■ **Problem details**: From the listing below, copy only the lines from the line that contains "Output the component" to the line that contains "import React from 'react';", counting those two lines as part of the copy.

■ **Records with interface code**:
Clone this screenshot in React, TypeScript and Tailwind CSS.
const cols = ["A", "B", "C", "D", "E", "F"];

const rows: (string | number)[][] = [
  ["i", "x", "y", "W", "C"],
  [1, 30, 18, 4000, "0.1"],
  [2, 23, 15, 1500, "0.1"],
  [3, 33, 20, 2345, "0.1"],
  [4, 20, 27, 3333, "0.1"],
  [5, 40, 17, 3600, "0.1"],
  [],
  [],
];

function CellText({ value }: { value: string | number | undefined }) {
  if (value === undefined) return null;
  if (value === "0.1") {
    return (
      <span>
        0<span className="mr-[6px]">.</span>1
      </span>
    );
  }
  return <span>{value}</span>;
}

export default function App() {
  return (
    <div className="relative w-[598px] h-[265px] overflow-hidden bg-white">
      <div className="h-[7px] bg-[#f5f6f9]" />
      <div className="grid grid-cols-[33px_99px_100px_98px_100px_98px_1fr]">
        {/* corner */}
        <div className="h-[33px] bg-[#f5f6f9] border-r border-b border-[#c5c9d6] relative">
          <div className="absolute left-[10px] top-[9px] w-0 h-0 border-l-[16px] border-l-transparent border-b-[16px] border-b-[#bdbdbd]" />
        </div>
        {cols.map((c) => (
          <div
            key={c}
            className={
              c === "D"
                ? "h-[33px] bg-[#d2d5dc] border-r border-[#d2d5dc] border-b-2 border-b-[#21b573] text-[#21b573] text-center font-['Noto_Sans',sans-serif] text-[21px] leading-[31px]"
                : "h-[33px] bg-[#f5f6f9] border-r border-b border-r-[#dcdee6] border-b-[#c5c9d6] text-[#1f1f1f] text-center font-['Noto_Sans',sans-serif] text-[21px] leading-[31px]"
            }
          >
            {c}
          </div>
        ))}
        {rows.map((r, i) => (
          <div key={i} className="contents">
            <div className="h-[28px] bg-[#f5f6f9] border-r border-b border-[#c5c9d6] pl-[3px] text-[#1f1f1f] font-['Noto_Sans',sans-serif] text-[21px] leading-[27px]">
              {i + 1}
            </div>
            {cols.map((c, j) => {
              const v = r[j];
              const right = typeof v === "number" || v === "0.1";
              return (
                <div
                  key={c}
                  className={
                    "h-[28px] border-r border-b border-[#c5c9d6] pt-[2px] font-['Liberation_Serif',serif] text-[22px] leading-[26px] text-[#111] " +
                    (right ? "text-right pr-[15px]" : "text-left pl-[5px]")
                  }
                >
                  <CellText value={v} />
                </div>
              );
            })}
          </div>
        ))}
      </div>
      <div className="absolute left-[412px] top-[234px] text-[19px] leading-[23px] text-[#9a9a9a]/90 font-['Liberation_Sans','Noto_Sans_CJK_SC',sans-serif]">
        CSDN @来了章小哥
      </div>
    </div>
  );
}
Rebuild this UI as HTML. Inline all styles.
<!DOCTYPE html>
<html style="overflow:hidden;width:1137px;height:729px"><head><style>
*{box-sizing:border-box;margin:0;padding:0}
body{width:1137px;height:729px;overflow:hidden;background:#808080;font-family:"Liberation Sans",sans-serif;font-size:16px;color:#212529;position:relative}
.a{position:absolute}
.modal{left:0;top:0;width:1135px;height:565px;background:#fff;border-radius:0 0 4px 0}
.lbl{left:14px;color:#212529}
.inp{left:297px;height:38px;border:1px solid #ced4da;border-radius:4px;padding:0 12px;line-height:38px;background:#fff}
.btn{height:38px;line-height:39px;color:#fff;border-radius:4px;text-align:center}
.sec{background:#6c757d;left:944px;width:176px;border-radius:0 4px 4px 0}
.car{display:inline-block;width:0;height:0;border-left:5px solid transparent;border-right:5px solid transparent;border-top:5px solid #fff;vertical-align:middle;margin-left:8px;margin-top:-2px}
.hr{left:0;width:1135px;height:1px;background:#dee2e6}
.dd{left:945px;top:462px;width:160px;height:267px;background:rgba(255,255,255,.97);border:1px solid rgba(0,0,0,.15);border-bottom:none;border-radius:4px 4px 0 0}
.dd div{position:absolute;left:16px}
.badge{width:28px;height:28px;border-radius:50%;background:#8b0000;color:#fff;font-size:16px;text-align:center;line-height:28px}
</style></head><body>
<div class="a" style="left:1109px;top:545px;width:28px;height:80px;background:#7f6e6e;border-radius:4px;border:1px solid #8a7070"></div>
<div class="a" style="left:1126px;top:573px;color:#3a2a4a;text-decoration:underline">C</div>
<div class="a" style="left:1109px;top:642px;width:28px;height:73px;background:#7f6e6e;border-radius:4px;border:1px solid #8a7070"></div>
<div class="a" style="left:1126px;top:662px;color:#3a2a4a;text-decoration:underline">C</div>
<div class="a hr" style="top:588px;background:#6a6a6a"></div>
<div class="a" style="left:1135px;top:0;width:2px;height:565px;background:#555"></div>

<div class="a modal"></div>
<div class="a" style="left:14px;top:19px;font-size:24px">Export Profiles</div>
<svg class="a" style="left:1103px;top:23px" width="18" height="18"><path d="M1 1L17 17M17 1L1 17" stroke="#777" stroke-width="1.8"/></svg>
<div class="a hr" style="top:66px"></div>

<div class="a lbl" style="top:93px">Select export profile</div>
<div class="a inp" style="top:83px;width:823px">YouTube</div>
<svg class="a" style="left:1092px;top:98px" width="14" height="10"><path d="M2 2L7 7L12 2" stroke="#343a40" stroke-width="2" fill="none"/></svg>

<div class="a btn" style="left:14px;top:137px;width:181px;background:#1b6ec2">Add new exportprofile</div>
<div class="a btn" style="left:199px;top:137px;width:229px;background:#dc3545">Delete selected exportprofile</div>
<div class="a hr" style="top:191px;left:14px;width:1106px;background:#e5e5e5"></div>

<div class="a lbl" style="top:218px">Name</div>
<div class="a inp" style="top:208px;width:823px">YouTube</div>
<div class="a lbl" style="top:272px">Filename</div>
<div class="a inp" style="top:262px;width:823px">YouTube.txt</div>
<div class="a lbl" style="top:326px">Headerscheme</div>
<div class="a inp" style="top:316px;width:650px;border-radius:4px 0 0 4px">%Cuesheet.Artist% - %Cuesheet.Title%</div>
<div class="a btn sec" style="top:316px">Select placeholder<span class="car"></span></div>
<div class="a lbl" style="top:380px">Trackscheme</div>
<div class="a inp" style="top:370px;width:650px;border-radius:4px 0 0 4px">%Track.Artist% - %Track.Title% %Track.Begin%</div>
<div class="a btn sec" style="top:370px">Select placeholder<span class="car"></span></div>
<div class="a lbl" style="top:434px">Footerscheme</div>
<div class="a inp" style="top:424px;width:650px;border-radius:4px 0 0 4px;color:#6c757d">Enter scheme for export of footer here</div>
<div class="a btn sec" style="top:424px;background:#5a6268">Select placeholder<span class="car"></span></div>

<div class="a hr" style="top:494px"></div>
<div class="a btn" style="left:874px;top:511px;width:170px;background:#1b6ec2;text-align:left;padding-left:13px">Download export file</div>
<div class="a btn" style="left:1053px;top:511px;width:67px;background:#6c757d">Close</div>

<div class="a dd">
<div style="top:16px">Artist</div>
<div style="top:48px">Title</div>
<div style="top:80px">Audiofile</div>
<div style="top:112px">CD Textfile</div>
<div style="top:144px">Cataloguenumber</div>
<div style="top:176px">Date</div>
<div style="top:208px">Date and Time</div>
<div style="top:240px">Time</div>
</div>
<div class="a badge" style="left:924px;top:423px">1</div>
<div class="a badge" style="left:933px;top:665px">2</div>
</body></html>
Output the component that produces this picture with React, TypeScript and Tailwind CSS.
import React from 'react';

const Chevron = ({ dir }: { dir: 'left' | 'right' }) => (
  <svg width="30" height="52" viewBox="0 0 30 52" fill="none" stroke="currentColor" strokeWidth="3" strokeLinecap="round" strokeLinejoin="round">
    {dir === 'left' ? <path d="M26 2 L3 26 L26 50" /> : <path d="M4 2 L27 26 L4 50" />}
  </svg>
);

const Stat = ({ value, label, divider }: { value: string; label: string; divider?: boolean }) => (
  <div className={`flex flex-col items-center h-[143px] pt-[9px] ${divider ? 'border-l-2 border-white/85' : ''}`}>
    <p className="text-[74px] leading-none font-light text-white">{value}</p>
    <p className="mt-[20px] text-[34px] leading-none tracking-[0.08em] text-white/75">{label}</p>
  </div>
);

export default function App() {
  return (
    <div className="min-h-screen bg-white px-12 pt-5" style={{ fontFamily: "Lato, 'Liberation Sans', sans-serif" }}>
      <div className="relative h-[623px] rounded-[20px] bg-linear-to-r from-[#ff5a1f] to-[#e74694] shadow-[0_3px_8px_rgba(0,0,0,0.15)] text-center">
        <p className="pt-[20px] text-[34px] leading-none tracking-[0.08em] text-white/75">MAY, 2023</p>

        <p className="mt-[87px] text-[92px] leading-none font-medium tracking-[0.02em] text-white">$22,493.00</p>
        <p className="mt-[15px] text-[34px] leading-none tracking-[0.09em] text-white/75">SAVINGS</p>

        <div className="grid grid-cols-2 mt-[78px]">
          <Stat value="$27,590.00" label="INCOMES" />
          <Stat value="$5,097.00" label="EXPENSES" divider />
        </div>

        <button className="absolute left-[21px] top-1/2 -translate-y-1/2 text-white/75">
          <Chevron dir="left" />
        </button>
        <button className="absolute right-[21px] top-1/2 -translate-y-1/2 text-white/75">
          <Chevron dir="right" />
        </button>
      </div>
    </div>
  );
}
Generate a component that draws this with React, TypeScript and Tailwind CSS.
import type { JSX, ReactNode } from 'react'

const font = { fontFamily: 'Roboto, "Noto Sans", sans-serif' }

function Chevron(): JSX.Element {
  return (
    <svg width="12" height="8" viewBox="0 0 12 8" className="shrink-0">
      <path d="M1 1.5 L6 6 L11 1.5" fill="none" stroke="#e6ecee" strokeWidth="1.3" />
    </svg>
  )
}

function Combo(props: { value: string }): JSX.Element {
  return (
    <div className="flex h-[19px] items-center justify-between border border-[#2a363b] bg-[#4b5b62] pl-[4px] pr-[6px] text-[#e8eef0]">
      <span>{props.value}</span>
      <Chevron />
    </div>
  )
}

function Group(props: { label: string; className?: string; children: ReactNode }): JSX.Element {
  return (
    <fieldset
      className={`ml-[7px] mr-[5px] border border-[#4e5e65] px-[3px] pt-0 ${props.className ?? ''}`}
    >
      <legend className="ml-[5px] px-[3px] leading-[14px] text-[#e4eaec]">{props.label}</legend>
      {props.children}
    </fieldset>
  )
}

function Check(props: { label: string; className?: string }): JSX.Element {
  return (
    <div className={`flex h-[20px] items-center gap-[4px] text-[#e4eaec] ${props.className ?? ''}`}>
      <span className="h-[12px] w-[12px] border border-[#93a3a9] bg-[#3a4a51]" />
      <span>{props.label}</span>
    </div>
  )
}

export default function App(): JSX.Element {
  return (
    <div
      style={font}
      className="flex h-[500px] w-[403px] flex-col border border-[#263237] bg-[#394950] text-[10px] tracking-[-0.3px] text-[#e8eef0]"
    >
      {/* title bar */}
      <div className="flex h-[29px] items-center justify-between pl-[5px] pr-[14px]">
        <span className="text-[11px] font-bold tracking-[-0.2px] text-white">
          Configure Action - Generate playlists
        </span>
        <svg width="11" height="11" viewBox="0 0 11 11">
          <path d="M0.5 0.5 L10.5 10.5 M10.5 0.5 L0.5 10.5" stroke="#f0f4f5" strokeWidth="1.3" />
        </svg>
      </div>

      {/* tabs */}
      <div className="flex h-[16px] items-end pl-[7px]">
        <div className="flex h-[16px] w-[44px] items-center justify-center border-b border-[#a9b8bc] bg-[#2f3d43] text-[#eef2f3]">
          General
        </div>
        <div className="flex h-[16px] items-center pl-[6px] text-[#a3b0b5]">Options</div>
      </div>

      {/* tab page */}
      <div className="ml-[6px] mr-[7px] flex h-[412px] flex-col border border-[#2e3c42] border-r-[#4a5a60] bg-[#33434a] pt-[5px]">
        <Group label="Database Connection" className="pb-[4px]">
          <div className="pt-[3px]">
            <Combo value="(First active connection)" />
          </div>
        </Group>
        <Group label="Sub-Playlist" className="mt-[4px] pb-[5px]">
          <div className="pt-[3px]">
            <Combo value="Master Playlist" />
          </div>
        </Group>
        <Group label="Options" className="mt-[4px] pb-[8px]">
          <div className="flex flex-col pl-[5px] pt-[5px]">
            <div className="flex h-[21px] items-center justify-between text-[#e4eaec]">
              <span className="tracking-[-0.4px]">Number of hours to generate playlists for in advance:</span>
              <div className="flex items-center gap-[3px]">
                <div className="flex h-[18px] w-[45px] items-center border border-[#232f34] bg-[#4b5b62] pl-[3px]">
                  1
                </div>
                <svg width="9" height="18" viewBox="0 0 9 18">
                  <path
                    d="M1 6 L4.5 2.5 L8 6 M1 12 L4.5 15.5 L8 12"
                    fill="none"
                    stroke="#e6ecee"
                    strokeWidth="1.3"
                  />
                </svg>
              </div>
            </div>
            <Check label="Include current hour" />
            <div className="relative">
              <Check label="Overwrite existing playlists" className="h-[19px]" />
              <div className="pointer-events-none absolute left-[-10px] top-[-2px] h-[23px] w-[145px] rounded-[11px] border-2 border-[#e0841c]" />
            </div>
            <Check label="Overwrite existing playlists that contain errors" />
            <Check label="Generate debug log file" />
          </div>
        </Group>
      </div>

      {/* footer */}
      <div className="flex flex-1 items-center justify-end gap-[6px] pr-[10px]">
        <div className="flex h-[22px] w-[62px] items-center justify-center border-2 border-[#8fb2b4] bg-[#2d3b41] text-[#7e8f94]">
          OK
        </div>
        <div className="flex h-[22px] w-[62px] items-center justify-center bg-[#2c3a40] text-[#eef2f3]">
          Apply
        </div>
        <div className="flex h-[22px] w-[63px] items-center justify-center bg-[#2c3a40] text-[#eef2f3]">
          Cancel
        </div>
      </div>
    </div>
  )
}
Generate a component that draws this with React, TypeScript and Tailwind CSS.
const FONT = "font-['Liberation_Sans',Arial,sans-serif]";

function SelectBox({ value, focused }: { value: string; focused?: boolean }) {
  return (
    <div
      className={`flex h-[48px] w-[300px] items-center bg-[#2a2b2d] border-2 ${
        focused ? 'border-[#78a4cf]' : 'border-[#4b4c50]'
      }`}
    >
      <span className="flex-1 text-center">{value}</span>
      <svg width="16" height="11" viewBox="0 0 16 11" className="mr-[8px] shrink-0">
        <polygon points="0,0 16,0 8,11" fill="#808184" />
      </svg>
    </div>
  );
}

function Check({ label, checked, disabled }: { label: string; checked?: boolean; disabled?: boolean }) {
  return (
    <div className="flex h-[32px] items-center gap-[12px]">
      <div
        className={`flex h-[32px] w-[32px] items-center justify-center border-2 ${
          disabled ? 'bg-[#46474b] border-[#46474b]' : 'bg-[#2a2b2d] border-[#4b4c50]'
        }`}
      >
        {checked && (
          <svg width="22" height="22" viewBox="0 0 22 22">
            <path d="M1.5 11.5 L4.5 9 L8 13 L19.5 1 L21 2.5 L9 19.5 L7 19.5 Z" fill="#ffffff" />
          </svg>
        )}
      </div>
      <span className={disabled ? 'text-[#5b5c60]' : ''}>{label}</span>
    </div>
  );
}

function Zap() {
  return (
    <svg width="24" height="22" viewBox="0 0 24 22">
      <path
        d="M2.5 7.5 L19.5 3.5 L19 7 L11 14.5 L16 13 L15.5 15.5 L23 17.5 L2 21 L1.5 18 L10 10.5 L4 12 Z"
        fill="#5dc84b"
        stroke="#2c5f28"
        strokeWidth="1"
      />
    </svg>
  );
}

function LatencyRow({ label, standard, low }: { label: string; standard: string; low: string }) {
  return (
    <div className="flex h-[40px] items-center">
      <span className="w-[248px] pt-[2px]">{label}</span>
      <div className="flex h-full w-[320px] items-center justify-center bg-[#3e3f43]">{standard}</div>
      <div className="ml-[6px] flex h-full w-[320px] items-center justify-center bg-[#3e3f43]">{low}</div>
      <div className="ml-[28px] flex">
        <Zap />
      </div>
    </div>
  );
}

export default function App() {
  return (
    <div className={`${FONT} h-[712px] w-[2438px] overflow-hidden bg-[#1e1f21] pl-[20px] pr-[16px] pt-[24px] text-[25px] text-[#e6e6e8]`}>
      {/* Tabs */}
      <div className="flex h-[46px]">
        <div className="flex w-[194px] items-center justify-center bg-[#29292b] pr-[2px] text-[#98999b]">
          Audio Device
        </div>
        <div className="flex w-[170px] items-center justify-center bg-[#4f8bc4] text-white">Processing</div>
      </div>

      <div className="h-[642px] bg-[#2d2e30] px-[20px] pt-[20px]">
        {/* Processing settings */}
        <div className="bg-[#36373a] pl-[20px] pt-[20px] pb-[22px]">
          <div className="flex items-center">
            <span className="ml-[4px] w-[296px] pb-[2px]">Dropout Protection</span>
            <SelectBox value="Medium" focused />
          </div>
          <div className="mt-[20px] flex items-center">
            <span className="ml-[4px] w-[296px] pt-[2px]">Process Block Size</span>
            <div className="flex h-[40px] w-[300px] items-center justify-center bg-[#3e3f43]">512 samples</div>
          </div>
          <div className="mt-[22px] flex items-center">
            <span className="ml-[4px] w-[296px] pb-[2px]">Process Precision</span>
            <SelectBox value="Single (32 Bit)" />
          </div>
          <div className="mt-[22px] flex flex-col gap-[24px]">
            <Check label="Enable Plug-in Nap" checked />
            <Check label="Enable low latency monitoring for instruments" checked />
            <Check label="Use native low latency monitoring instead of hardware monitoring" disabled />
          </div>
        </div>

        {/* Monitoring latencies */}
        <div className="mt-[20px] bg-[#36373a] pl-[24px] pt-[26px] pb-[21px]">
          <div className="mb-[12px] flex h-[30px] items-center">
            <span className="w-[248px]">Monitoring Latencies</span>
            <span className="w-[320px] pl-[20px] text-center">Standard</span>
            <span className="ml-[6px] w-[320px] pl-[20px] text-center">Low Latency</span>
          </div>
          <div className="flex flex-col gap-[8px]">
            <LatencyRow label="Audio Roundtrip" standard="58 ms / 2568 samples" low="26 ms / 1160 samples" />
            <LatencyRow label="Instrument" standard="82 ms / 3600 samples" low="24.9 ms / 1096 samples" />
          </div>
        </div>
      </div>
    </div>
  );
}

■ **Task solution**:
Output the component that produces this picture with React, TypeScript and Tailwind CSS.
import React from 'react';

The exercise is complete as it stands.